In a meeting with the Courier & Press editorial board in March, Daniels made clear that his "truce" comments were aimed at the debt-loaded federal government, not the financially stable state of Indiana. "We're not broke here, so I wasn't referring to here," he said. But by signing a measure to defund Planned Parenthood — one that enjoyed support from both Republicans and Democrats in the General Assembly — Daniels has drawn himself into a federal-level fight over a social issue.

The Fox News Channel described its implications well last week, saying: "Indiana could become ground zero for a nasty fight between the federal government and state officials over public funding for Planned Parenthood and other groups that provide abortions."

Daniels is a governor who, weeks ago, when he decided to sign this Planned Parenthood defunding measure into law, was positioned to guide the national discourse if he chose to enter the presidential race.

He has long opposed abortion rights, but it is hard to imagine his decision to support the measure was one made completely free of political considerations.

It's hard to imagine because some of what would come next was clear even then.
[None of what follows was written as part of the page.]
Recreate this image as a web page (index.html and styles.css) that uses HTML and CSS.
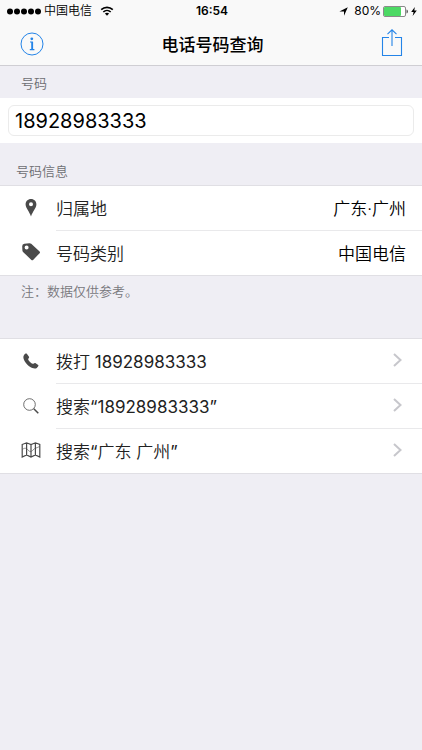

The Obama administration was going to push back. Planned Parenthood of Indiana was sure to sue. Daniels' own Family and Social Services Administration secretary raised the possibility that Indiana could jeopardize some of its Medicaid dollars.

Still, it gave Daniels a chance to strengthen a spot the "truce" comments had left soft. Had he chosen to run, signing the measure into law would enhance his positioning in a primary, and therefore also his ability to sound the alarm on the central theme of his not-to-be campaign — the debt.

Now that he is not running, this — the effort to defund Planned Parenthood, which he criticized for what he called "aggressive promotion of abortion" — is far and away the highest-profile battle the Republican governor is waging.

His spokeswoman, Jane Jankowski, said she had not heard Daniels express a reaction to the Health and Human Services letter.

"The job of the executive branch is to implement the law, and the state's job right now is to focus on making sure that everyone who is eligible for family planning services receives them," she said.

The silence, as opposed to a full-throated vow to fight for Indiana's law, seems to indicate that Daniels really did want that truce, and that he would prefer to stay out of this one.

Still, those Medicaid recipients who got their family planning services from their local Planned Parenthood locations wouldn't be looking elsewhere if Daniels had not decided to sign it.

He could have driven the discourse toward the debt if he had run for president, but he opted not to. He could have scuttled the Planned Parenthood defunding measure behind the scenes before it passed, or with a veto, but he did not.

This is the fight that Daniels chose.